The ICOC, in effort to be “all things to all men” , has over-extended themselves in reaching out to the lost. This abuse of 1 Corinthians 9:19-23 has lead to worldliness and sin being tolerated or even celebrated. This is an existential crisis for the ICOC. The focus Kingdom Christians have for living a holy life is basic to the Faith (Matt. 5:48), and their desire to obey Jesus shows their love for the King (John 14:15).
I would love for the strengths of the two groups to be used to cut off the weakness resulting in a Christ-like balance.
8.) What church do you attend currently?
We decide to leave the ICOC church we were in and work towards a house church in our neighborhood. We now share the Good News of the Kingdom of God and Jesus the King with our neighbors and friends.
We have also been blessed with Kingdom-focused brothers and sisters around the world and have been able to meet many who have gone through similar experiences. These relationships have been crucial for encouragement, confessing sin, admonishment, prayer, accountability, exchanging of teaching resources, and church networking.
We hope to help create a network of house churches which work together to spread the Good News to our local communities and work across cities to build unity.
9.) What encouragement would you give to a reader in a Restoration Movement church who is going through a “Kingdom awakening” of their own?
My encouragement would be to pray and fast often.

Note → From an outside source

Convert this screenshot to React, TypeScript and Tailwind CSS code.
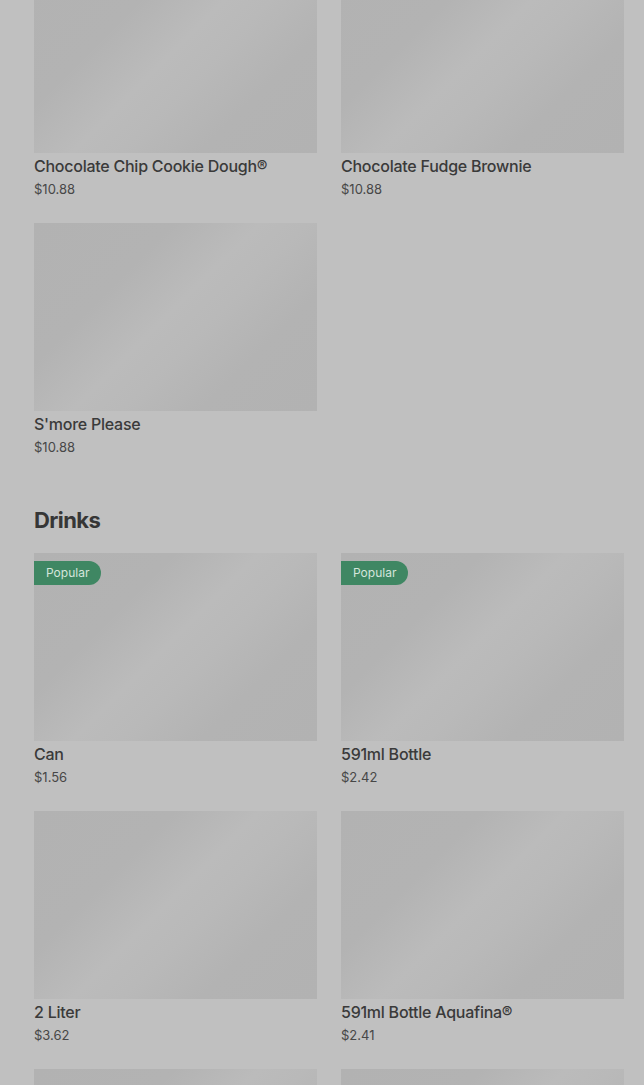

Walking in The Way is not easy. I started praying the Lord’s prayer regularly and it has been a blessing. Coming from a Roman Catholic background, I have seen it abused by my extended family, but I also learned the power of this prayer, once I was humble enough to obey Jesus.

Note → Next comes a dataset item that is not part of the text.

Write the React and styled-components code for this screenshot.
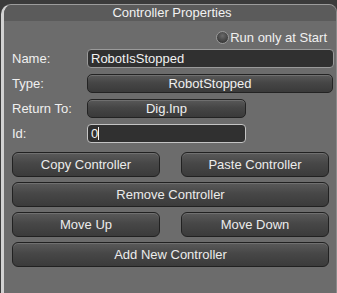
import React from 'react';
import styled, { createGlobalStyle } from 'styled-components';

const GlobalStyle = createGlobalStyle`
  body {
    margin: 0;
    background: #3b3b3b;
    font-family: "Liberation Sans", Arial, sans-serif;
  }
`;

const Panel = styled.div`
  margin: 4px 0 0 1px;
  height: 289px;
  background: #6c6c6c;
  border-left: 3px solid #d2d2d2;
  border-top: 1px solid #9c9c9c;
  border-right: 1px solid #8a8a8a;
  border-top-left-radius: 10px;
  border-top-right-radius: 8px;
  box-sizing: border-box;
  overflow: hidden;
`;

const Header = styled.div`
  height: 16px;
  background: #5b5b5b;
  color: #f2f2f2;
  font-size: 13px;
  line-height: 16px;
  text-align: center;
  padding-left: 4px;
`;

const Body = styled.div`
  padding: 9px 0 0 8px;
  display: flex;
  flex-direction: column;
`;

const CheckRow = styled.label`
  display: flex;
  align-items: center;
  justify-content: flex-end;
  padding-right: 9px;
  height: 14px;
  color: #f0f0f0;
  font-size: 13px;
  gap: 0;
`;

const Radio = styled.span`
  width: 11px;
  height: 11px;
  border-radius: 50%;
  background: radial-gradient(circle at 50% 35%, #6a6a6a, #3c3c3c 70%);
  border: 1px solid #9a9a9a;
  margin-right: 1px;
`;

const Fields = styled.div`
  margin-top: 5px;
  display: grid;
  grid-template-columns: 75px auto;
  row-gap: 6px;
  align-items: center;
`;

const Label = styled.span`
  color: #f0f0f0;
  font-size: 13px;
`;

const Input = styled.div`
  width: ${p => p.$w}px;
  height: 19px;
  box-sizing: border-box;
  background: #303030;
  border: 1px solid ${p => (p.$focus ? '#c4c4c4' : '#9a9a9a')};
  border-radius: 4px;
  color: #f2f2f2;
  font-size: 13px;
  line-height: 17px;
  padding-left: 3px;
  display: flex;
  align-items: center;
`;

const Caret = styled.span`
  display: inline-block;
  width: 1px;
  height: 13px;
  background: #f2f2f2;
`;

const Select = styled.div`
  width: ${p => p.$w}px;
  height: 19px;
  box-sizing: border-box;
  background: linear-gradient(#595959, #464646 45%, #3a3a3a);
  border: 1px solid #232323;
  border-radius: 5px;
  box-shadow: inset 0 1px 0 #6f6f6f;
  color: #f0f0f0;
  font-size: 13px;
  display: flex;
  align-items: center;
  justify-content: center;
`;

const Buttons = styled.div`
  margin-top: 9px;
  display: grid;
  grid-template-columns: 148px 148px;
  column-gap: 21px;
  row-gap: 5px;
  width: 317px;
`;

const Button = styled.div`
  grid-column: ${p => (p.$wide ? '1 / 3' : 'auto')};
  height: 25px;
  box-sizing: border-box;
  background: linear-gradient(#5a5a5a, #474747 45%, #3b3b3b);
  border: 1px solid #212121;
  border-radius: 6px;
  box-shadow: inset 0 1px 0 #707070;
  color: #ececec;
  font-size: 13px;
  display: flex;
  align-items: center;
  justify-content: center;
`;

export default function App() {
  return (
    <>
      <GlobalStyle />
      <Panel>
        <Header>Controller Properties</Header>
        <Body>
          <CheckRow>
            <Radio />
            Run only at Start
          </CheckRow>
          <Fields>
            <Label>Name:</Label>
            <Input $w={247}>RobotIsStopped</Input>
            <Label>Type:</Label>
            <Select $w={246}>RobotStopped</Select>
            <Label>Return To:</Label>
            <Select $w={159}>Dig.Inp</Select>
            <Label>Id:</Label>
            <Input $w={159} $focus>0<Caret /></Input>
          </Fields>
          <Buttons>
            <Button>Copy Controller</Button>
            <Button>Paste Controller</Button>
            <Button $wide>Remove Controller</Button>
            <Button>Move Up</Button>
            <Button>Move Down</Button>
            <Button $wide>Add New Controller</Button>
          </Buttons>
        </Body>
      </Panel>
    </>
  );
}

This might seem weak, ritualistic, or lacking spirituality, but truly praying this prayer daily and owning what you are saying, discussing each part of the prayer with God, has helped me get through tough times. It has helped me maintain focus on God’s name being glorified, His Kingdom, and His will being done here on earth as it is in heaven. And it has helped me think larger than myself and my emotions by speaking in the plural (our Father, our daily bread, our trespasses).
It was difficult at first, and I wrestled with God through many parts of this prayer, contemplating what Jesus wanted me to be. I had to ask our Father (and myself) if that was truly my desire, and if not, why not.
10.) Finally, what is on your bookshelf or what are you reading currently?
The Kingdom That Turned the World Upside Down by David Bercot
A Change of Allegiance by Dean Taylor
King Jesus Claims His Church by Finny Kuruvilla
Early Christian Commentary of the Sermon on the Mount by Elliott Nesch
Will the Real Heretics Please Stand Up by David Bercot
Will the Theologians Please Sit Down by David Bercot
In God We Don’t Trust by David Bercot
What’s The Truth About Heaven And Hell? by Douglas Jacoby
A Dictionary of Early Christian Beliefs by David Bercot
The Kingdom of God series (Vol 1-2) by Tom Jones & Steve Brown (I take issue with the conclusion of Volume 2 on Jesus’ teaching about divorce and remarriage, but aside from that, it is is great.)